* _Material for this task_
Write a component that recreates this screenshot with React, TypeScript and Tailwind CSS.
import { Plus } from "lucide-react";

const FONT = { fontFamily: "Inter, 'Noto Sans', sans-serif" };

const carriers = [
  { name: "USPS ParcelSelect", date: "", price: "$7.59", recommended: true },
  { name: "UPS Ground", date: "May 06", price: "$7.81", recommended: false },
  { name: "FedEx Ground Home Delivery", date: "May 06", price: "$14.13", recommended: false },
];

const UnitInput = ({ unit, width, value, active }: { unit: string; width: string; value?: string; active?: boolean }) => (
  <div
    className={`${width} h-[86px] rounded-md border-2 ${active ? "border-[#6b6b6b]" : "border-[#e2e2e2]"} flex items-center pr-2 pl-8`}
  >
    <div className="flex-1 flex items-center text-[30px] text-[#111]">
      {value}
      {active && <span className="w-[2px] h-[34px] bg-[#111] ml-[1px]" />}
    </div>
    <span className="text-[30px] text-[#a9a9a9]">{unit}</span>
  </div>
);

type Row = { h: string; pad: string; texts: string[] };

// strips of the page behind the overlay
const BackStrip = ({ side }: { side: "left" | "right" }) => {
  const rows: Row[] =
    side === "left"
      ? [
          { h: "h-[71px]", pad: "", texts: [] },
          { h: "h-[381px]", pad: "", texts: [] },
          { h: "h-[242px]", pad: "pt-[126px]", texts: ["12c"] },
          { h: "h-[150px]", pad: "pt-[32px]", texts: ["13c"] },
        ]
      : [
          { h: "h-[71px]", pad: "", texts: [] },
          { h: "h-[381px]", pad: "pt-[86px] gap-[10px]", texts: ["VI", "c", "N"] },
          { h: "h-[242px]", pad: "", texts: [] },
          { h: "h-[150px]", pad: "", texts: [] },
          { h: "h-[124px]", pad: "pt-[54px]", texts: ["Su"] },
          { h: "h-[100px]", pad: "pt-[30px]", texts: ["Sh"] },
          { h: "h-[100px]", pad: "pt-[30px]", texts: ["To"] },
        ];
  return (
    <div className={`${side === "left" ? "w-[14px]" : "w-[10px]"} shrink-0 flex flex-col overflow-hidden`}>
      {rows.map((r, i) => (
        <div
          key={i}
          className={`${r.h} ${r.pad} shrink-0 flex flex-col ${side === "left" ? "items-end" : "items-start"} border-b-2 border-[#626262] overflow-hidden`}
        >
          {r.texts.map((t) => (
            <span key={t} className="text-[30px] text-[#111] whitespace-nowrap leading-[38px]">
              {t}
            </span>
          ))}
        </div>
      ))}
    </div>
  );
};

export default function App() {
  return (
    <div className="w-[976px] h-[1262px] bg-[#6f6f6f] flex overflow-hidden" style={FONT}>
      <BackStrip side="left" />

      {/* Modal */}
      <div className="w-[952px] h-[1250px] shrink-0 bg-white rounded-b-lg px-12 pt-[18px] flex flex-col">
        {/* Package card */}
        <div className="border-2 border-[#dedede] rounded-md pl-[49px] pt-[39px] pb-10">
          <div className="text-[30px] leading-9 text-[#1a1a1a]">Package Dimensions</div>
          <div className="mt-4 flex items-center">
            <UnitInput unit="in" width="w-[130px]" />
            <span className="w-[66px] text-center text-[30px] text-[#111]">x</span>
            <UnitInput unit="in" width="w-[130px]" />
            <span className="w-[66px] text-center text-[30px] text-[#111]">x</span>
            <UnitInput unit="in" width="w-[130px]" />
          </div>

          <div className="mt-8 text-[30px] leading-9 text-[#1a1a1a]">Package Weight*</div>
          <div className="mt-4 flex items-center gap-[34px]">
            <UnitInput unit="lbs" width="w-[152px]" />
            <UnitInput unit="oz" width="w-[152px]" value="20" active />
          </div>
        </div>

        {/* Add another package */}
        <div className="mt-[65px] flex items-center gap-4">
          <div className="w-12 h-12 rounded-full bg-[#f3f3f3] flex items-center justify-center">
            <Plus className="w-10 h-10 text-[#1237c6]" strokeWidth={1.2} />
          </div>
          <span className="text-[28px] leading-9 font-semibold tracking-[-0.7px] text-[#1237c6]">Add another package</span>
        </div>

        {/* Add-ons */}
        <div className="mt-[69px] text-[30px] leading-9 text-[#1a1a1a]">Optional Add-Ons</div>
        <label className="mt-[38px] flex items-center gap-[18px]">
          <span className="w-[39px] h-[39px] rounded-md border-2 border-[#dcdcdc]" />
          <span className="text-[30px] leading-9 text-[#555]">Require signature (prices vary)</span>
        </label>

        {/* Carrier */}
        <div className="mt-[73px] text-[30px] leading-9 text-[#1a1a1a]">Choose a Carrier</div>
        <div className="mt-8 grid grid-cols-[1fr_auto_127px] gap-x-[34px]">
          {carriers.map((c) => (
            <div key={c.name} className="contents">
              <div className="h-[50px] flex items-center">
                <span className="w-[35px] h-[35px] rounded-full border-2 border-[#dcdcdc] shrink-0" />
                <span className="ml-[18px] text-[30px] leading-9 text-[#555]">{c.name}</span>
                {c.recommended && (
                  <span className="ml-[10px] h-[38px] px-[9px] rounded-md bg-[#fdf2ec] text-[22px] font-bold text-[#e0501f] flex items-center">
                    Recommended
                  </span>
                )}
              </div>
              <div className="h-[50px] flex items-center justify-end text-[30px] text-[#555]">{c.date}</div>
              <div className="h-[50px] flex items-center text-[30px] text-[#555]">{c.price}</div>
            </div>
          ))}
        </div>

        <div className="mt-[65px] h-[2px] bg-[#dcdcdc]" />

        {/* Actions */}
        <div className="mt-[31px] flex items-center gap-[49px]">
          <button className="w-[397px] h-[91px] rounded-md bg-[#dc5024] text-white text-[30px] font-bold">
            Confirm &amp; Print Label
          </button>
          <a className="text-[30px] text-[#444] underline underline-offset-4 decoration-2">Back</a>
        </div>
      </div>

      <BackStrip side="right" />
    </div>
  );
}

--

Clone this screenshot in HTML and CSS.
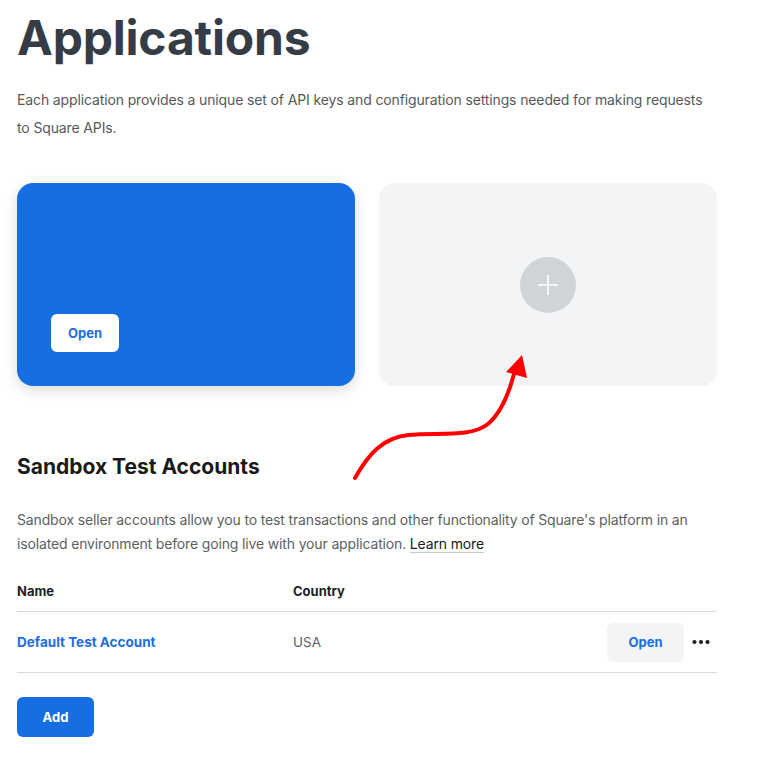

* _What this task involves_
Output only the lines from the one containing "Write a component" through the one containing "string; pad: string;", inclusive, exactly as written.

* _Full output_
Write a component that recreates this screenshot with React, TypeScript and Tailwind CSS.
import { Plus } from "lucide-react";

const FONT = { fontFamily: "Inter, 'Noto Sans', sans-serif" };

const carriers = [
  { name: "USPS ParcelSelect", date: "", price: "$7.59", recommended: true },
  { name: "UPS Ground", date: "May 06", price: "$7.81", recommended: false },
  { name: "FedEx Ground Home Delivery", date: "May 06", price: "$14.13", recommended: false },
];

const UnitInput = ({ unit, width, value, active }: { unit: string; width: string; value?: string; active?: boolean }) => (
  <div
    className={`${width} h-[86px] rounded-md border-2 ${active ? "border-[#6b6b6b]" : "border-[#e2e2e2]"} flex items-center pr-2 pl-8`}
  >
    <div className="flex-1 flex items-center text-[30px] text-[#111]">
      {value}
      {active && <span className="w-[2px] h-[34px] bg-[#111] ml-[1px]" />}
    </div>
    <span className="text-[30px] text-[#a9a9a9]">{unit}</span>
  </div>
);

type Row = { h: string; pad: string; texts: string[] };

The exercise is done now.